◆ Task goal ◆
Retype exactly the lines from the line containing "Recreate this image" through the line containing "h-full w-[46px] items-center", both included, and nothing more; skip the pictures.

◆ Records supplied ◆
::::::
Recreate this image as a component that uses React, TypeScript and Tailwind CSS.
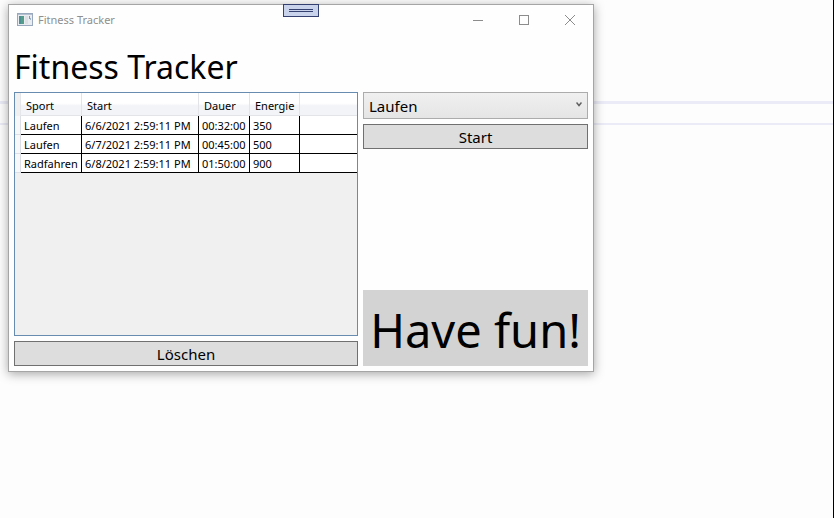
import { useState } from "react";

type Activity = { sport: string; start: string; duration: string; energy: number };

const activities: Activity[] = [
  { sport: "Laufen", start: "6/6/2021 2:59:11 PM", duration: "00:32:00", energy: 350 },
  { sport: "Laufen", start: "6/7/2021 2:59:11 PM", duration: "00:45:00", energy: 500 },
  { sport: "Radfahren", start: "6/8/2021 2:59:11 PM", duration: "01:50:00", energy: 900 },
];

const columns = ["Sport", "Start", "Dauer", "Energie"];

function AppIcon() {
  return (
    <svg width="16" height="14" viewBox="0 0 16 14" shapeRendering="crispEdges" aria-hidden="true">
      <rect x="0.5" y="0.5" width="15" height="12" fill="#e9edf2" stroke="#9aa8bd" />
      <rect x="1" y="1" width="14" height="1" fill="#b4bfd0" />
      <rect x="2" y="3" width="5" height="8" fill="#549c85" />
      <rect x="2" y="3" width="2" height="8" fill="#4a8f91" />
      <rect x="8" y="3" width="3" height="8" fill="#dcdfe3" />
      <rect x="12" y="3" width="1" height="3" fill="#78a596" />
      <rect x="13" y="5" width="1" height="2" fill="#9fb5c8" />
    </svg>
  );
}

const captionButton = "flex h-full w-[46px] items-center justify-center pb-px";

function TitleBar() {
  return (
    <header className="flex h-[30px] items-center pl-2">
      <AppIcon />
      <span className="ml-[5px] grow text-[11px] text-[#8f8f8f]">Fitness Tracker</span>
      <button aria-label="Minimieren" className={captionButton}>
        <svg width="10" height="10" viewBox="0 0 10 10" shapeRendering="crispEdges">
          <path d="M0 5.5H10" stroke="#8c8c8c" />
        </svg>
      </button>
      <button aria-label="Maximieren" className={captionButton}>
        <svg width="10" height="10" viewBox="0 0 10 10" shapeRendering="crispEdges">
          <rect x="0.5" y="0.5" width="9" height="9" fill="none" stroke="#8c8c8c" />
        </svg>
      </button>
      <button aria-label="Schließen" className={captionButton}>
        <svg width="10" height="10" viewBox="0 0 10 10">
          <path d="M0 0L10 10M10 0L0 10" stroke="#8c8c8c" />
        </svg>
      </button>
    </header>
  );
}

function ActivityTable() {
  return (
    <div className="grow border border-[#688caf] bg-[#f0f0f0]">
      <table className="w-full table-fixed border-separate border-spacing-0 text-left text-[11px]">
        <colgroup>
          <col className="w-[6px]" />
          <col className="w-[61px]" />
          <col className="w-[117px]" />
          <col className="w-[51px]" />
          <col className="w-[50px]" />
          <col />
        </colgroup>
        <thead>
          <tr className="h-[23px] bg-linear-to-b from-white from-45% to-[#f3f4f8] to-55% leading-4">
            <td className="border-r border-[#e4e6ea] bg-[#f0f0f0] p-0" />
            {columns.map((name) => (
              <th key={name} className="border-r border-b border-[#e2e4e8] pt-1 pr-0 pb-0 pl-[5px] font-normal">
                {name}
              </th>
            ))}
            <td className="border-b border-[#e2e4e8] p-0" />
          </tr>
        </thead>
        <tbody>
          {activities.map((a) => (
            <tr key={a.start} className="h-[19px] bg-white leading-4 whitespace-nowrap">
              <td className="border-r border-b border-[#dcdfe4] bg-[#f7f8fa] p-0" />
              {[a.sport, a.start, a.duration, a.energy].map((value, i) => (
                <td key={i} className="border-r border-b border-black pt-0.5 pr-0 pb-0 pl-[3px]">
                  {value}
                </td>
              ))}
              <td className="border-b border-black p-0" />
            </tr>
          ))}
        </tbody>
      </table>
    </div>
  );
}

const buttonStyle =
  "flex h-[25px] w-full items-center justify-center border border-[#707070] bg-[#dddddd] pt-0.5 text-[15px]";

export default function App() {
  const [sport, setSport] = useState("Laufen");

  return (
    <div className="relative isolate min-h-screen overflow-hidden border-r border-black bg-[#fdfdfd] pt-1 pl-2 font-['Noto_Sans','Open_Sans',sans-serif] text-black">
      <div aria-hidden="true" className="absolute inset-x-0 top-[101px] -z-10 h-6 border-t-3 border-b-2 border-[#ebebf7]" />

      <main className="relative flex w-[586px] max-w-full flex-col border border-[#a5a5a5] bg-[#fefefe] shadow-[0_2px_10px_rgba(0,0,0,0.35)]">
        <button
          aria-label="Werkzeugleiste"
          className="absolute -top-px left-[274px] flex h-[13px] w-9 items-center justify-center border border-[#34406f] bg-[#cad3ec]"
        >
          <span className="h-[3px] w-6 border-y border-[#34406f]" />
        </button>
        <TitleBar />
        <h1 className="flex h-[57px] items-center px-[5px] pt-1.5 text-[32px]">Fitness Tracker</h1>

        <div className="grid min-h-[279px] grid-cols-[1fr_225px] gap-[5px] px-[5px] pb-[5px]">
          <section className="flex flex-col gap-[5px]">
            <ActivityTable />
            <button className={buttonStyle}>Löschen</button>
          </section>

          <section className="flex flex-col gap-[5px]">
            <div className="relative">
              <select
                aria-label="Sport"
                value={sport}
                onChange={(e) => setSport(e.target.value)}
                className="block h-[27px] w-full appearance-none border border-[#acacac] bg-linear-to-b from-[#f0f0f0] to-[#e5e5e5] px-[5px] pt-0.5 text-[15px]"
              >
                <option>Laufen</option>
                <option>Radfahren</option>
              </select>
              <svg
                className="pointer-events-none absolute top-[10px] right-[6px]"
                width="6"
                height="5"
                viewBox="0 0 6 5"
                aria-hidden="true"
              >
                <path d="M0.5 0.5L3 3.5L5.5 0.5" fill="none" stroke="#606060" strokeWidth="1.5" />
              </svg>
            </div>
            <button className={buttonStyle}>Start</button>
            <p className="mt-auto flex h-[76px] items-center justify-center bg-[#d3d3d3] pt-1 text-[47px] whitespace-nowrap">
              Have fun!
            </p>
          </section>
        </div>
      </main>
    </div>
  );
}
::::::
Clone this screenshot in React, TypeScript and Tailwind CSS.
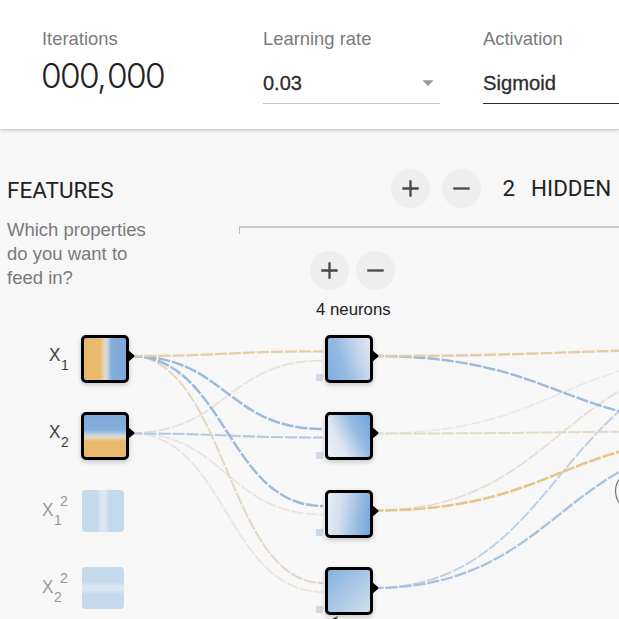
::::::
◆ Answer for this exercise ◆
Recreate this image as a component that uses React, TypeScript and Tailwind CSS.
import { useState } from "react";

type Activity = { sport: string; start: string; duration: string; energy: number };

const activities: Activity[] = [
  { sport: "Laufen", start: "6/6/2021 2:59:11 PM", duration: "00:32:00", energy: 350 },
  { sport: "Laufen", start: "6/7/2021 2:59:11 PM", duration: "00:45:00", energy: 500 },
  { sport: "Radfahren", start: "6/8/2021 2:59:11 PM", duration: "01:50:00", energy: 900 },
];

const columns = ["Sport", "Start", "Dauer", "Energie"];

function AppIcon() {
  return (
    <svg width="16" height="14" viewBox="0 0 16 14" shapeRendering="crispEdges" aria-hidden="true">
      <rect x="0.5" y="0.5" width="15" height="12" fill="#e9edf2" stroke="#9aa8bd" />
      <rect x="1" y="1" width="14" height="1" fill="#b4bfd0" />
      <rect x="2" y="3" width="5" height="8" fill="#549c85" />
      <rect x="2" y="3" width="2" height="8" fill="#4a8f91" />
      <rect x="8" y="3" width="3" height="8" fill="#dcdfe3" />
      <rect x="12" y="3" width="1" height="3" fill="#78a596" />
      <rect x="13" y="5" width="1" height="2" fill="#9fb5c8" />
    </svg>
  );
}

const captionButton = "flex h-full w-[46px] items-center justify-center pb-px";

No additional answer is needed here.